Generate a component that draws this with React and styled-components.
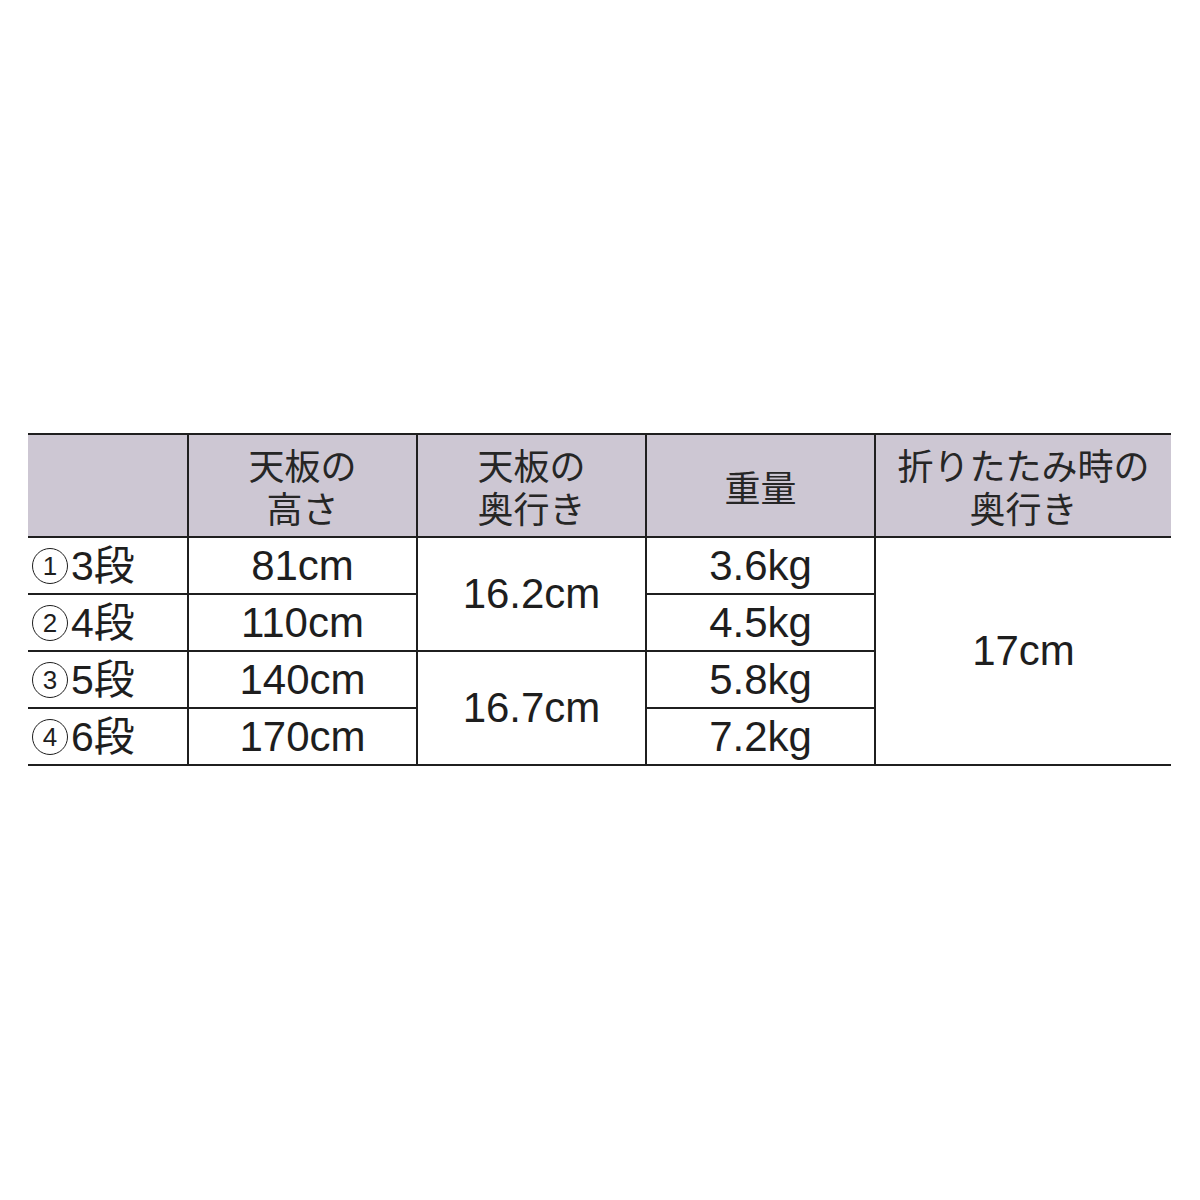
import React from 'react'
import styled, { createGlobalStyle } from 'styled-components'

const GlobalStyle = createGlobalStyle`
  body {
    margin: 0;
    background: #fff;
    font-family: 'Liberation Sans', 'Noto Sans CJK JP', sans-serif;
  }
`

const headers = [['天板の', '高さ'], ['天板の', '奥行き'], ['重量'], ['折りたたみ時の', '奥行き']]

const rows = [
  { num: '1', step: '3段', height: '81cm', weight: '3.6kg' },
  { num: '2', step: '4段', height: '110cm', weight: '4.5kg' },
  { num: '3', step: '5段', height: '140cm', weight: '5.8kg' },
  { num: '4', step: '6段', height: '170cm', weight: '7.2kg' },
]

export default function App() {
  return (
    <Page>
      <GlobalStyle />
      <Table>
        <colgroup>
          <col style={{ width: 160 }} />
          <col style={{ width: 229 }} />
          <col style={{ width: 229 }} />
          <col style={{ width: 229 }} />
          <col />
        </colgroup>
        <thead>
          <tr>
            <HeadCell />
            {headers.map((lines, index) => (
              <HeadCell key={index}>
                {lines.map((line, i) => (
                  <HeadLine key={i}>{line}</HeadLine>
                ))}
              </HeadCell>
            ))}
          </tr>
        </thead>
        <tbody>
          {rows.map(({ num, step, height, weight }, index) => (
            <Row key={index}>
              <LabelCell>
                <LabelWrap>
                  <Circled>{num}</Circled>
                  <span>{step}</span>
                </LabelWrap>
              </LabelCell>
              <Cell>{height}</Cell>
              {index % 2 === 0 && <Cell rowSpan={2}>{index === 0 ? '16.2cm' : '16.7cm'}</Cell>}
              <Cell>{weight}</Cell>
              {index === 0 && <Cell rowSpan={4}>17cm</Cell>}
            </Row>
          ))}
        </tbody>
      </Table>
    </Page>
  )
}

const Page = styled.div`
  width: 1200px;
  height: 1200px;
  box-sizing: border-box;
  padding: 433px 29px 0 28px;
`

const Table = styled.table`
  width: 100%;
  border-collapse: collapse;
  table-layout: fixed;
  color: #1e1e1e;
  border-top: 2px solid #1f1f1f;
  border-bottom: 2px solid #1f1f1f;
`

const HeadCell = styled.th`
  background: #cdc7d3;
  height: 98px;
  padding: 2px 0 1px;
  font-family: 'Noto Sans CJK JP', sans-serif;
  font-weight: 400;
  font-size: 36px;
  line-height: 43px;
  color: #262626;
  text-align: center;
  vertical-align: middle;
  border-bottom: 2px solid #1f1f1f;
  border-left: 2px solid #1f1f1f;

  &:first-child {
    border-left: none;
  }
`

const HeadLine = styled.div`
  white-space: nowrap;
`

const Row = styled.tr`
  height: 57px;
`

const Cell = styled.td`
  padding: 0;
  text-align: center;
  vertical-align: middle;
  font-size: 42px;
  line-height: 46px;
  border-left: 2px solid #1f1f1f;
  border-top: 2px solid #1f1f1f;
`

const LabelCell = styled(Cell)`
  text-align: left;
  padding-left: 4px;
  border-left: none;
  white-space: nowrap;
  font-size: 41px;
`

const LabelWrap = styled.div`
  display: flex;
  align-items: center;
  gap: 3px;
`

const Circled = styled.span`
  flex: none;
  box-sizing: border-box;
  display: flex;
  align-items: center;
  justify-content: center;
  width: 36px;
  height: 36px;
  border: 1.5px solid #1e1e1e;
  border-radius: 50%;
  font-size: 26px;
  line-height: 1;
  margin-top: 1px;
`
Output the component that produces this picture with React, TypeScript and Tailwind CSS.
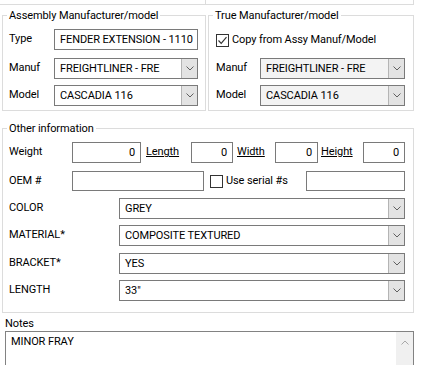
import React from 'react'

// Windows-style form: assembly / true manufacturer, other info, notes

const edge = 'border border-[#7a7a7a]'

function Chevron({ up = false, color = '#606060' }: { up?: boolean; color?: string }) {
  return (
    <svg width="8" height="5" viewBox="0 0 8 5" className="block">
      <path d={up ? 'M0.5 4.5 L4 1 L7.5 4.5' : 'M0.5 0.5 L4 4 L7.5 0.5'} fill="none" stroke={color} strokeWidth="1" />
    </svg>
  )
}

function TextBox({ value = '', w, h = 21, right = false }: { value?: string; w: number; h?: number; right?: boolean }) {
  return (
    <div
      className={`${edge} bg-white flex items-center shrink-0 ${right ? 'justify-end pr-[5px]' : 'pl-[5px]'}`}
      style={{ width: w, height: h }}
    >
      <span className="leading-none whitespace-nowrap">{value}</span>
    </div>
  )
}

function Combo({ value, w, disabled = false }: { value: string; w: number; disabled?: boolean }) {
  return (
    <div
      className={`${edge} flex h-[21px] shrink-0 ${disabled ? 'bg-[#f3f3f3]' : 'bg-white'}`}
      style={{ width: w }}
    >
      <div className="flex-1 flex items-center pl-[5px] overflow-hidden">
        <span className="leading-none whitespace-nowrap">{value}</span>
      </div>
      <div className="w-[16px] h-full bg-[#e3e3e3] border-l border-[#b4b4b4] flex items-center justify-center">
        <Chevron />
      </div>
    </div>
  )
}

function Check({ checked = false }: { checked?: boolean }) {
  return (
    <div className="w-[13px] h-[13px] border border-[#333333] bg-white shrink-0 flex items-center justify-center">
      {checked && (
        <svg width="11" height="11" viewBox="0 0 11 11" className="block">
          <path d="M1.5 5.5 L4.2 8.3 L9.5 2.2" fill="none" stroke="#333333" strokeWidth="1.2" />
        </svg>
      )}
    </div>
  )
}

function Group({ title, className, children }: { title: string; className: string; children: React.ReactNode }) {
  return (
    <div className={`relative border border-[#dcdcdc] ${className}`}>
      <span className="absolute -top-[8px] left-[4px] bg-white px-[2px] leading-[15px]">{title}</span>
      {children}
    </div>
  )
}

const comboRows = [
  { label: 'COLOR', value: 'GREY', mt: 'mt-[7px]' },
  { label: 'MATERIAL*', value: 'COMPOSITE TEXTURED', mt: 'mt-[6px]' },
  { label: 'BRACKET*', value: 'YES', mt: 'mt-[7px]' },
  { label: 'LENGTH', value: '33"', mt: 'mt-[6px]' },
]

export default function App() {
  return (
    <div className="w-[438px] h-[365px] overflow-hidden bg-white text-black text-[11px] tracking-[-0.1px] font-['Roboto',sans-serif]">
      {/* bottom edge of the groups above */}
      <div className="flex h-[5px]">
        <div className="w-[206px] border-b border-r border-[#dcdcdc]" />
        <div className="w-[208px] border-b border-r border-[#dcdcdc]" />
      </div>

      <div className="flex mt-[10px]">
        <Group title="Assembly Manufacturer/model" className="ml-[2px] w-[204px] h-[96px]">
          <div className="flex flex-col pl-[6px] pt-[13px]">
            <div className="flex items-center">
              <span className="w-[45px]">Type</span>
              <TextBox value="FENDER EXTENSION - 1110" w={144} />
            </div>
            <div className="flex items-center mt-[8px]">
              <span className="w-[45px]">Manuf</span>
              <Combo value="FREIGHTLINER - FRE" w={144} />
            </div>
            <div className="flex items-center mt-[6px]">
              <span className="w-[45px]">Model</span>
              <Combo value="CASCADIA 116" w={144} />
            </div>
          </div>
        </Group>

        <Group title="True Manufacturer/model" className="ml-[2px] w-[206px] h-[96px]">
          <div className="flex flex-col pl-[7px] pt-[18px]">
            <div className="flex items-center h-[13px]">
              <Check checked />
              <span className="ml-[3px]">Copy from Assy Manuf/Model</span>
            </div>
            <div className="flex items-center mt-[11px]">
              <span className="w-[44px]">Manuf</span>
              <Combo value="FREIGHTLINER - FRE" w={145} disabled />
            </div>
            <div className="flex items-center mt-[6px]">
              <span className="w-[44px]">Model</span>
              <Combo value="CASCADIA 116" w={145} disabled />
            </div>
          </div>
        </Group>
      </div>

      <Group title="Other information" className="ml-[2px] mt-[17px] w-[412px] h-[185px]">
        <div className="flex flex-col pl-[6px] pt-[13px]">
          <div className="flex items-center">
            <span className="w-[63px]">Weight</span>
            <TextBox value="0" w={69} right />
            <span className="ml-[5px] w-[45px] underline">Length</span>
            <TextBox value="0" w={42} right />
            <span className="ml-[4px] w-[38px] underline">Width</span>
            <TextBox value="0" w={43} right />
            <span className="ml-[3px] w-[42px] underline">Height</span>
            <TextBox value="0" w={42} right />
          </div>
          <div className="flex items-center mt-[8px]">
            <span className="w-[63px]">OEM #</span>
            <TextBox w={132} h={20} />
            <div className="ml-[6px]">
              <Check />
            </div>
            <span className="ml-[3px] w-[80px]">Use serial #s</span>
            <TextBox w={99} h={20} />
          </div>
          {comboRows.map(r => (
            <div key={r.label} className={`flex items-center ${r.mt}`}>
              <span className="w-[110px]">{r.label}</span>
              <Combo value={r.value} w={286} />
            </div>
          ))}
        </div>
      </Group>

      <div className="ml-[5px] mt-[4px] leading-[14px] h-[14px]">Notes</div>
      <div className="ml-[5px] w-[409px] h-[45px] border border-[#828282] bg-white flex">
        <div className="flex-1 pl-[5px] pt-[2px] leading-[16px]">MINOR FRAY</div>
        <div className="w-[17px] h-full bg-[#f0f0f0] flex justify-center pt-[8px]">
          <Chevron up color="#a8a8a8" />
        </div>
      </div>
    </div>
  )
}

* PROBLEM REQUIREMENTS
Only the stretch from the line with "Output the component" through the line with "const edge = 'border border-[#7a7a7a]'" should be copied, exactly and with both ends. Drop the pictures.

* TASK ANSWER
Output the component that produces this picture with React, TypeScript and Tailwind CSS.
import React from 'react'

// Windows-style form: assembly / true manufacturer, other info, notes

const edge = 'border border-[#7a7a7a]'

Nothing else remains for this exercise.